Media Contact: Bureau of Indian Affairs
For Immediate Release: March 16, 1960

The Department of the Interior today announced its support of legislation that would transfer to the Citizen and of Potawatomi Indians of Oklahoma about 58 acres of federally owned land near Shawnee, Oklahoma.

In a report on H. R. 7990, Assistant Secretary Roger Ernst pointed out that the land was originally part of a large area ceded to the Federal Government in the 1890’s by the Citizen Potawatomi and the Absentee Shawnees. Subsequently it is used as the site for a Bureau of Indian Affairs school farm. It has not, however, been used for this purpose for many years.

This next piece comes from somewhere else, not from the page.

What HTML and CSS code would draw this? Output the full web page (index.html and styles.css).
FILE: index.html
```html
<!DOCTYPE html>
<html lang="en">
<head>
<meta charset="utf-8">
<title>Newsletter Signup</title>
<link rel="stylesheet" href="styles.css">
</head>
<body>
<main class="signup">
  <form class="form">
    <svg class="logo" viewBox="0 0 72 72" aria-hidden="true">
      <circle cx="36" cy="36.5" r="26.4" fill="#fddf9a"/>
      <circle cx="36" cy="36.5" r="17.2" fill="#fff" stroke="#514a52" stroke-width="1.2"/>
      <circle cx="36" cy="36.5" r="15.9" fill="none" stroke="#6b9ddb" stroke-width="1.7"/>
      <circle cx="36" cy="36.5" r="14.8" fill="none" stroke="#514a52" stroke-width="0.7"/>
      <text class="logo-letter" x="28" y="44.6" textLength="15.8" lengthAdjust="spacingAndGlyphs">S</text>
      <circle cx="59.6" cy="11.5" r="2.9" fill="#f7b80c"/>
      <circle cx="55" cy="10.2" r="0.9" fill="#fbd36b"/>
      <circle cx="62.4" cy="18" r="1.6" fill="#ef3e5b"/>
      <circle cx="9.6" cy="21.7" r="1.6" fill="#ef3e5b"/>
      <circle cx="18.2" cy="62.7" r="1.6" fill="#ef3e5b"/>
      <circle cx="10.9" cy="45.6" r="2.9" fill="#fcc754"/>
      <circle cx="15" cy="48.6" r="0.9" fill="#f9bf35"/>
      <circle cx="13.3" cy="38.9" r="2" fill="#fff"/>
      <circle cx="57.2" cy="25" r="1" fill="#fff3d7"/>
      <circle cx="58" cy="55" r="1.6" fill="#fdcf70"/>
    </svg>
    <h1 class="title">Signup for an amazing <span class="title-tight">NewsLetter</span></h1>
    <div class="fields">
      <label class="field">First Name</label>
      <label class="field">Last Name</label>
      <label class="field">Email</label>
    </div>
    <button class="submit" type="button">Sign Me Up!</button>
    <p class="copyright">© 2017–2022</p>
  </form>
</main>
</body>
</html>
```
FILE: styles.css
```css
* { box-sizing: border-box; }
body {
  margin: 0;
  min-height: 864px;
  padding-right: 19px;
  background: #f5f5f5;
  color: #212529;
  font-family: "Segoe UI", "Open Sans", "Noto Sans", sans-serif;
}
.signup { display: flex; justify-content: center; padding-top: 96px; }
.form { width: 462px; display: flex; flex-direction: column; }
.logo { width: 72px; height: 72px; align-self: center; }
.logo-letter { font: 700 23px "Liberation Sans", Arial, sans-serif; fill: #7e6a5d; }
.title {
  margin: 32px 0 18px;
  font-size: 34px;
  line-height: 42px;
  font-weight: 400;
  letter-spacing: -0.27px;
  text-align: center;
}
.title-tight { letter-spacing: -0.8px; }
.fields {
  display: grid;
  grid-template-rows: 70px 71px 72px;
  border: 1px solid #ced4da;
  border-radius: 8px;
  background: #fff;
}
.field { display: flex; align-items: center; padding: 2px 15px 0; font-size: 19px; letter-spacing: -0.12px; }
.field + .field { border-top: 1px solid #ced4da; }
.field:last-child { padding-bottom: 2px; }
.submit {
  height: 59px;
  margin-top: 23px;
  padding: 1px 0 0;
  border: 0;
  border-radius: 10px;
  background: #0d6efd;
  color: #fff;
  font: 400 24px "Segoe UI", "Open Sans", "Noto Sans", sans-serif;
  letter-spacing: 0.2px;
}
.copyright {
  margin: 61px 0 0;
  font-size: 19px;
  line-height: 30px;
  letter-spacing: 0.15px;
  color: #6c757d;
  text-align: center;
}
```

The value of the tract is estimated at $250 to $275 per acre or $14,250 to $15,675. The Department recommended increasing the 57 acres provided in the bill to 58 acres, so as to give the Indians an adjoining strip.

The Indians propose to use the property as the site for a Potawatomi Community House which would be moved from other federally owned land. Part of the land would also be leased to provide income for improvement and maintenance of the community house.

The bill "provides that the community house would be available not only for the Citizen Band of Potawatomi but also for members of four other Oklahoma tribal groups--the Absentee Shawnee, the Sac and Fox, the Kickapoo, and the Iowa, In its report the Department expressed no opinion on whether the land should transferred to the tribal group in trust or unrestricted status.